It was about 5 a.m. when I awoke out of a deep sleep. I don't know what woke me, but for some reason I decided to look out the window into my back garden. I was surprised to see some movement at the bottom of the garden next door. I rubbed the sleep from my eyes and, yes, there was a person moving around among the shrubs. Was it a burglar sussing out the joint?
On closer inspection, I realised that it was my elderly neighbour pottering around near the hedge.
"Very strange behaviour," I thought to myself. Then again, it takes all kinds to make a world: we all have our little eccentricities.
I was too tired to watch for long or to try to rationalise this unusual behaviour. Maybe he was sleep-walking for all I knew.
A couple of days later I bumped into my elderly friend and as diplomatically as possible asked him had I seen him up early the other morning?
A little smile, almost of embarrassment, crossed his face. "Yes, I sometimes get up early and do that," he confided, shyly.
"Do what?", I asked.
Apparently, he was an enthusiastic bird watcher. And he didn't just watch birds, he liked to tape their song.
Collection of bird-song
Seeing I was fascinated, he opened up and proudly revealed that he had a marvellous collection of bird-song. There were all sorts of varieties of birds - some quite rare - collected on his cassettes and filed away. He loved to sit in his sitting-room and listen to them. He could recognise any bird by its song. Quite an achievement.
He explained that every garden had its own community of birds and they all lived together in harmony. They knew each other by their song. If a strange bird came in they would immediately know and be wary, or would want the interloper out: it didn't belong there.
Being a highly imaginative devil, I mischievously asked what would happen if I went off and got a tape of a few birds from a different garden and played it in his garden?
He laughed and replied: "You would cause chaos and it would be very upsetting for the birdlife. It's not to be recommended."
He was a very interesting old gentleman, very knowledgeable and very good company. You could learn a lot from him. In fact, one can learn a lot from most old people if one cares to listen; they have had long experience of life and have developed a certain natural wisdom.
My friend's knowledge of nature was phenomenal; he had a great feel for everything around him, his total environment. He knew how everything fitted into the great scheme of things. He was always calm and unhurried, totally at peace with his life and surroundings. He knew where he fitted in the great design.
I remember the day he and his wife moved in. He would have been in his early seventies. We had taken up residence six months earlier and we were wondering, naturally enough, who was going to live next door. We knew it was important to have good neighbours. It is essential to be able to get on with your neighbours. They can make or break your future.

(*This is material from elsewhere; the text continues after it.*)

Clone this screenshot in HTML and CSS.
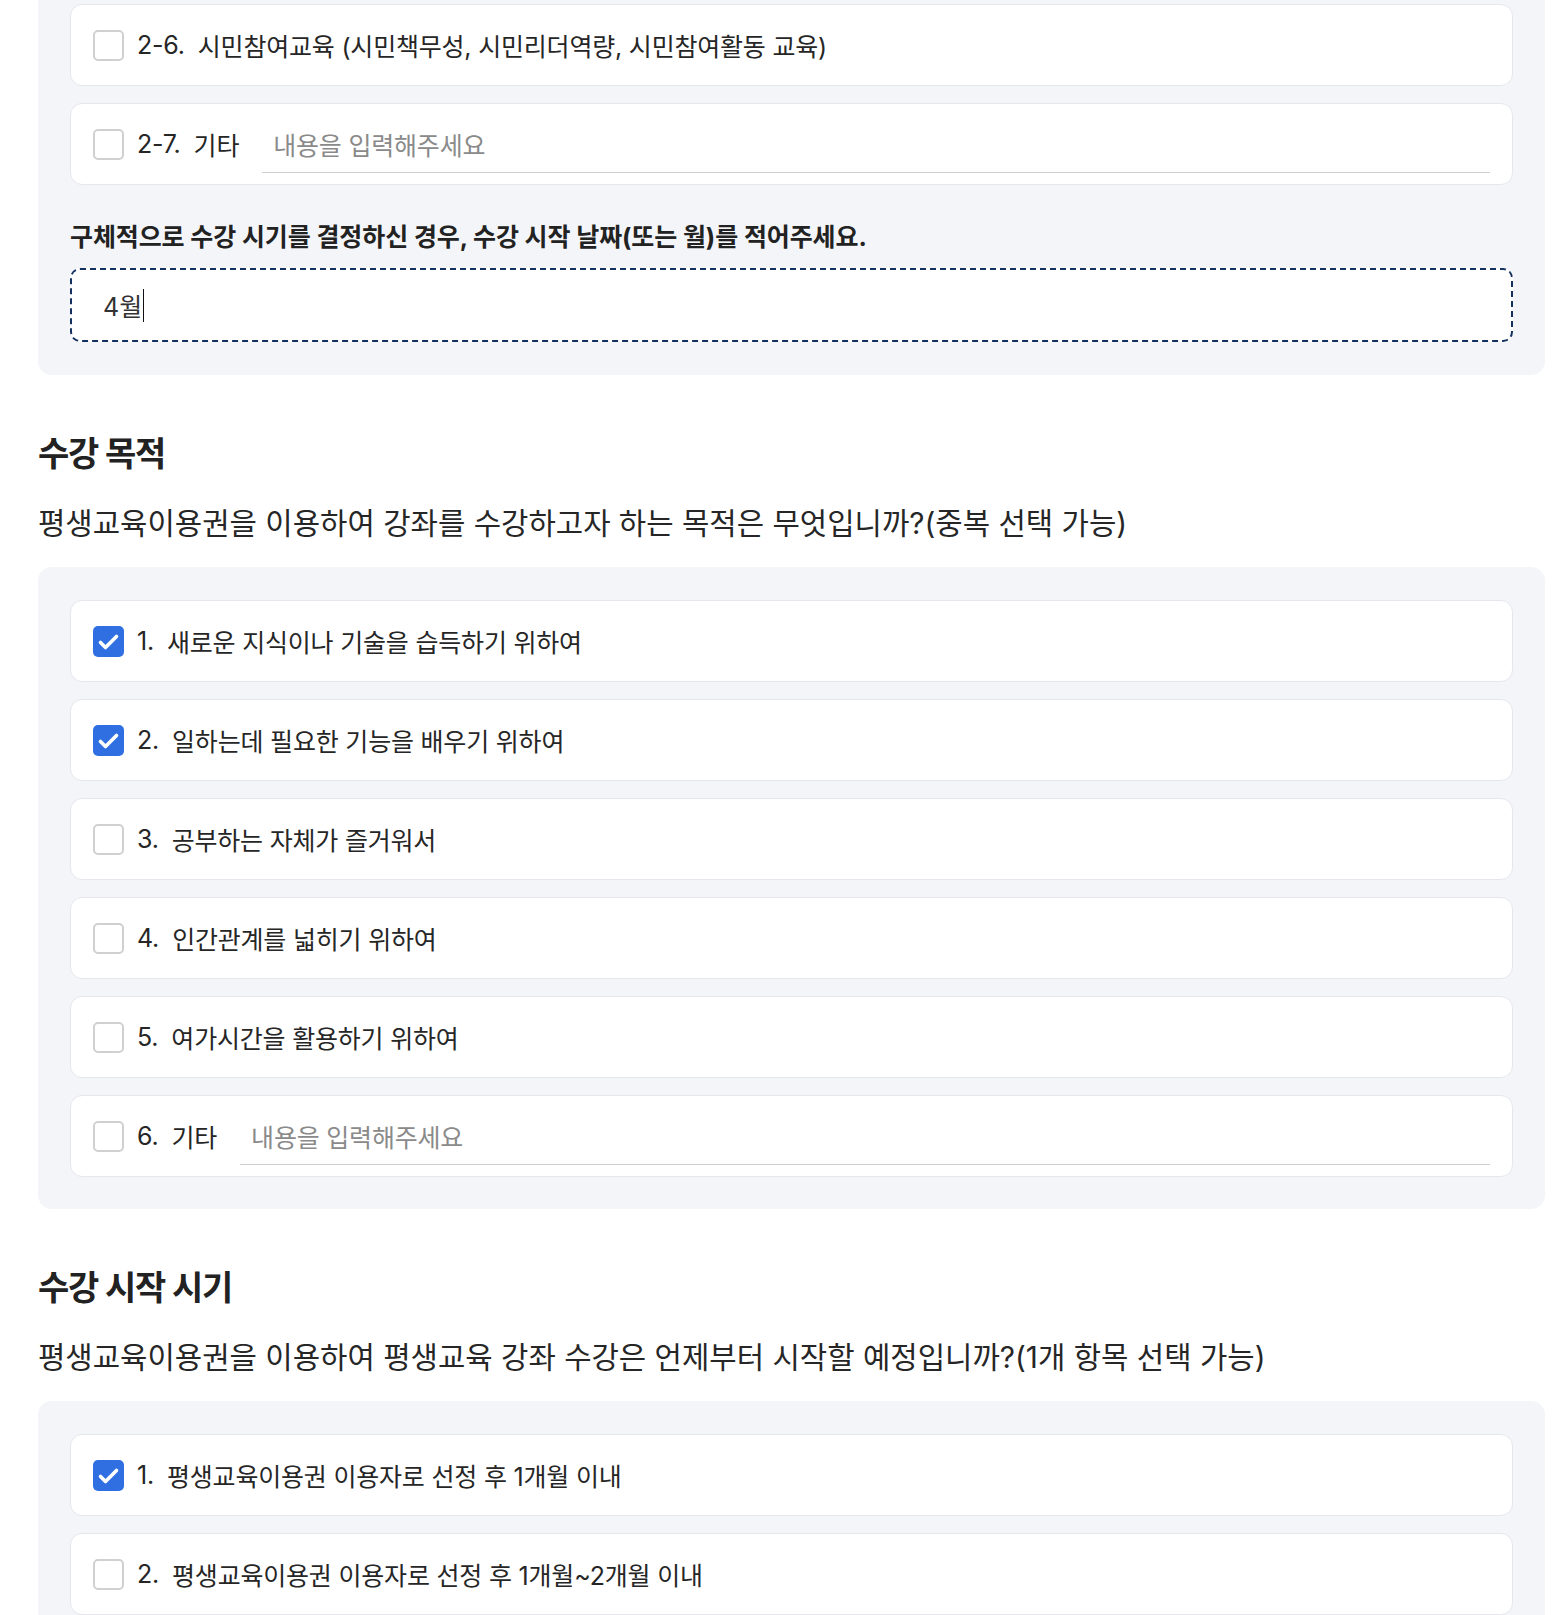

Like all old people, they had accumulated a huge mountain of furniture and bric-a-brac. It took about three removal lorries to transport all their belongings. I can still hear one of the men fecking and blinding about all the stuff they had to unload. This included tons of books, tapes and gardening equipment. "It's a wonder he hasn't brought the trees from his last garden," the grumpy worker mumbled in my hearing range.
Ship-shape
They spent the first few days arranging their furniture. Two of their grown-up family arrived to help and then went away. Within a few days they were in ship-shape and well ensconced.

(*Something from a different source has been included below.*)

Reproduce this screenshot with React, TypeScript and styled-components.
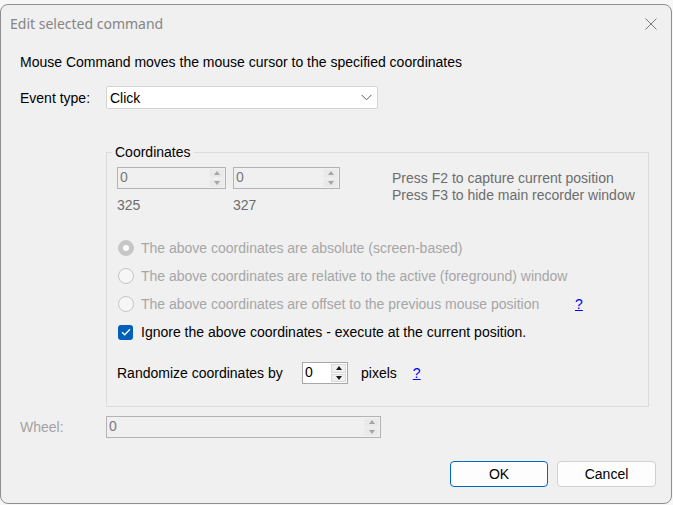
import React from "react";
import styled, { createGlobalStyle } from "styled-components";

const Global = createGlobalStyle`
  html, body { margin: 0; padding: 0; background: #f7f7f7; }
  body { font-family: "Liberation Sans", Arial, sans-serif; font-size: 14px; color: #000; }
  * { box-sizing: border-box; }
`;

const Window = styled.div`
  margin: 4px 1px 0 0;
  height: 500px;
  border: 1px solid #8e8e8e;
  border-radius: 8px;
  background: #f0f0f0;
  display: flex;
  flex-direction: column;
  overflow: hidden;
`;

const TitleBar = styled.div`
  height: 37px;
  display: flex;
  align-items: center;
  justify-content: space-between;
  padding: 0 14px 0 9px;
`;

const Title = styled.span`
  font-family: "Segoe UI", "Noto Sans", sans-serif;
  font-size: 14px;
  color: #858585;
`;

const CloseIcon = styled.svg`
  width: 12px;
  height: 12px;
  display: block;
`;

const Body = styled.div`
  display: flex;
  flex-direction: column;
  padding: 0 15px 0 19px;
`;

const Text = styled.div<{ $color?: string }>`
  line-height: 16px;
  color: ${(p) => p.$color || "#000"};
  white-space: nowrap;
`;

const Description = styled(Text)`
  margin-top: 12px;
`;

const FormRow = styled.div<{ $mt: number }>`
  display: flex;
  align-items: center;
  margin-top: ${(p) => p.$mt}px;
`;

const FieldLabel = styled.span<{ $disabled?: boolean }>`
  width: 86px;
  line-height: 16px;
  color: ${(p) => (p.$disabled ? "#a3a3a3" : "#000")};
`;

const Select = styled.div`
  width: 272px;
  height: 23px;
  background: #fff;
  border: 1px solid #d4d4d4;
  border-radius: 2px;
  display: flex;
  align-items: center;
  justify-content: space-between;
  padding: 0 5px 0 3px;
  line-height: 16px;
`;

const Group = styled.fieldset`
  margin: 35px 0 0 86px;
  width: 543px;
  border: 1px solid #dcdcdc;
  padding: 7px 0 22px 10px;
  min-inline-size: 0;
`;

const Legend = styled.legend`
  margin-left: -5px;
  padding: 0 3px;
  line-height: 16px;
  color: #000;
`;

const CoordRow = styled.div`
  display: flex;
  align-items: flex-start;
`;

const CoordCol = styled.div<{ $mr: number }>`
  display: flex;
  flex-direction: column;
  margin-right: ${(p) => p.$mr}px;
`;

const CoordValue = styled(Text)`
  margin-top: 8px;
  color: #6d6d6d;
`;

const Hints = styled.div`
  margin-left: 52px;
  padding-top: 3px;
  color: #6d6d6d;
  line-height: 17px;
  white-space: nowrap;
`;

const Spin = styled.div<{ $w: number; $disabled?: boolean }>`
  width: ${(p) => p.$w}px;
  height: 22px;
  display: flex;
  border: 1px solid ${(p) => (p.$disabled ? "#b4b4b4" : "#a8a8a8")};
  background: ${(p) => (p.$disabled ? "#f0f0f0" : "#fff")};
`;

const SpinValue = styled.span<{ $disabled?: boolean }>`
  flex: 1;
  padding-left: 2px;
  line-height: 18px;
  font-size: 14px;
  color: ${(p) => (p.$disabled ? "#7a7a7a" : "#000")};
`;

const SpinButtons = styled.div`
  width: 16px;
  display: flex;
  flex-direction: column;
  gap: 1px;
  padding: 1px 1px 1px 0;
`;

const SpinButton = styled.div<{ $disabled?: boolean }>`
  flex: 1;
  display: flex;
  align-items: center;
  justify-content: center;
  background: ${(p) => (p.$disabled ? "#e9e9e9" : "#f0f0f0")};
  border: 1px solid ${(p) => (p.$disabled ? "#ececec" : "#dadada")};
`;

const Arrow = styled.span<{ $up?: boolean; $disabled?: boolean }>`
  width: 0;
  height: 0;
  border-left: 3.5px solid transparent;
  border-right: 3.5px solid transparent;
  ${(p) =>
    p.$up
      ? `border-bottom: 4px solid ${p.$disabled ? "#a5a5a5" : "#1a1a1a"};`
      : `border-top: 4px solid ${p.$disabled ? "#a5a5a5" : "#1a1a1a"};`}
`;

const OptionList = styled.div`
  display: flex;
  flex-direction: column;
  margin-top: 21px;
`;

const OptionRow = styled.div`
  height: 28px;
  display: flex;
  align-items: center;
  padding-left: 1px;
`;

const Radio = styled.span<{ $checked?: boolean }>`
  width: 16px;
  height: 16px;
  border-radius: 50%;
  border: 1px solid #c6c6c6;
  background: ${(p) => (p.$checked ? "#c6c6c6" : "#f6f6f6")};
  display: flex;
  align-items: center;
  justify-content: center;
  margin-right: 7px;
  flex: none;
  &::after {
    content: "";
    display: ${(p) => (p.$checked ? "block" : "none")};
    width: 6px;
    height: 6px;
    border-radius: 50%;
    background: #fff;
  }
`;

const Checkbox = styled.span`
  width: 15px;
  height: 15px;
  border-radius: 3px;
  background: #005fb8;
  display: flex;
  align-items: center;
  justify-content: center;
  margin: 0 8px 0 0;
  flex: none;
`;

const OptionText = styled.span<{ $disabled?: boolean; $w?: number }>`
  line-height: 16px;
  white-space: nowrap;
  color: ${(p) => (p.$disabled ? "#a6a6a6" : "#000")};
  ${(p) => (p.$w ? `width: ${p.$w}px;` : "")}
`;

const HelpLink = styled.a`
  color: #0000ee;
  text-decoration: underline;
  line-height: 16px;
  cursor: pointer;
`;

const RandomRow = styled.div`
  display: flex;
  align-items: center;
  margin-top: 16px;
`;

const RandomLabel = styled.span`
  width: 185px;
  line-height: 16px;
`;

const Pixels = styled.span`
  margin: 0 16px 0 13px;
  line-height: 16px;
`;

const ButtonRow = styled.div`
  display: flex;
  justify-content: flex-end;
  gap: 9px;
  margin-top: 23px;
`;

const Button = styled.button<{ $primary?: boolean; $w: number }>`
  width: ${(p) => p.$w}px;
  height: 26px;
  border-radius: 4px;
  background: #fdfdfd;
  border: 1px solid ${(p) => (p.$primary ? "#0067c0" : "#d0d0d0")};
  font-family: "Liberation Sans", Arial, sans-serif;
  font-size: 14px;
  color: #000;
  padding: 0;
`;

function SpinBox({ w, value, disabled }: { w: number; value: string; disabled?: boolean }) {
  return (
    <Spin $w={w} $disabled={disabled}>
      <SpinValue $disabled={disabled}>{value}</SpinValue>
      <SpinButtons>
        <SpinButton $disabled={disabled}>
          <Arrow $up $disabled={disabled} />
        </SpinButton>
        <SpinButton $disabled={disabled}>
          <Arrow $disabled={disabled} />
        </SpinButton>
      </SpinButtons>
    </Spin>
  );
}

export default function App() {
  return (
    <>
      <Global />
      <Window>
        <TitleBar>
          <Title>Edit selected command</Title>
          <CloseIcon viewBox="0 0 12 12">
            <path d="M0.5 0.5 L11.5 11.5 M11.5 0.5 L0.5 11.5" stroke="#7c7c7c" strokeWidth="1" fill="none" />
          </CloseIcon>
        </TitleBar>
        <Body>
          <Description>Mouse Command moves the mouse cursor to the specified coordinates</Description>
          <FormRow $mt={16}>
            <FieldLabel>Event type:</FieldLabel>
            <Select>
              <span>Click</span>
              <svg width="11" height="7" viewBox="0 0 11 7">
                <path d="M0.5 0.8 L5.5 5.8 L10.5 0.8" stroke="#5a5a5a" strokeWidth="1" fill="none" />
              </svg>
            </Select>
          </FormRow>
          <Group>
            <Legend>Coordinates</Legend>
            <CoordRow>
              <CoordCol $mr={7}>
                <SpinBox w={109} value="0" disabled />
                <CoordValue>325</CoordValue>
              </CoordCol>
              <CoordCol $mr={0}>
                <SpinBox w={107} value="0" disabled />
                <CoordValue>327</CoordValue>
              </CoordCol>
              <Hints>
                Press F2 to capture current position
                <br />
                Press F3 to hide main recorder window
              </Hints>
            </CoordRow>
            <OptionList>
              <OptionRow>
                <Radio $checked />
                <OptionText $disabled>The above coordinates are absolute (screen-based)</OptionText>
              </OptionRow>
              <OptionRow>
                <Radio />
                <OptionText $disabled>The above coordinates are relative to the active (foreground) window</OptionText>
              </OptionRow>
              <OptionRow>
                <Radio />
                <OptionText $disabled $w={434}>
                  The above coordinates are offset to the previous mouse position
                </OptionText>
                <HelpLink>?</HelpLink>
              </OptionRow>
              <OptionRow>
                <Checkbox>
                  <svg width="10" height="8" viewBox="0 0 10 8">
                    <path d="M1 4.2 L3.7 6.8 L9 1.2" stroke="#fff" strokeWidth="1.3" fill="none" />
                  </svg>
                </Checkbox>
                <OptionText>Ignore the above coordinates - execute at the current position.</OptionText>
              </OptionRow>
            </OptionList>
            <RandomRow>
              <RandomLabel>Randomize coordinates by</RandomLabel>
              <SpinBox w={46} value="0" />
              <Pixels>pixels</Pixels>
              <HelpLink>?</HelpLink>
            </RandomRow>
          </Group>
          <FormRow $mt={9}>
            <FieldLabel $disabled>Wheel:</FieldLabel>
            <SpinBox w={275} value="0" disabled />
          </FormRow>
          <ButtonRow>
            <Button $primary $w={98}>OK</Button>
            <Button $w={99}>Cancel</Button>
          </ButtonRow>
        </Body>
      </Window>
    </>
  );
}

Then the old man started to wander around the large back garden. He casually picked up branches and twigs and bits of paper. A general tidy up. Then he had a big bonfire and suddenly the garden was clear of rubbish. He had this habit of getting things done effortlessly without hardly moving. When I was going through that phase I was in a lather of sweat and had strained my back.
Then he started doing something I couldn't understand. He began sticking down bamboo canes all over the garden in all sorts of peculiar spots. A few hours later he would pull them up and stick them down again in a different spot. Weird. I watched, fascinated. What was he up to. I couldn't fathom it out. He hardly expected the bamboos to grow, did he? Even me, with my then hopeless knowledge of gardening, knew that this just wasn't on.
A few days later, I had a chat with him across the back wall, in the best tradition of the gossip. After the usual pleasantries about the weather and the world situation, I brought up the subject of the bamboos.
"Oh, that's essential," he said. "It's planning."
Planning for what?
Rays of the sun
He said it was essential when developing a new garden to have good planning. The bamboos being moved around the garden indicated where the rays of the sun would be at a given time of the day. How far the rays would reach or how short they would fall. It told him where he could plant his shrubs, some in sunlight, some in shade. This was his fourth house and he had always planned his gardens that way.
Simple, when you think of it. But how many of us would have thought of it? Laying a simple lawn can fracture the brain of most of us in domesticated suburbia. My friend taught me a lot about gardening and many other things. He gave me a great interest in plants and nature. I'm very grateful to him for that. He helped with numerous hints and ideas when I was developing my plot. Without boasting, I can say that eventually I had a superb garden. Not quite as good as his; it couldn't be that good. But when I left that house over 20 years ago I got a few thousand pounds more for my place than anyone else selling at the time.
He was a lovely neighbour and it was a privilege to have known him.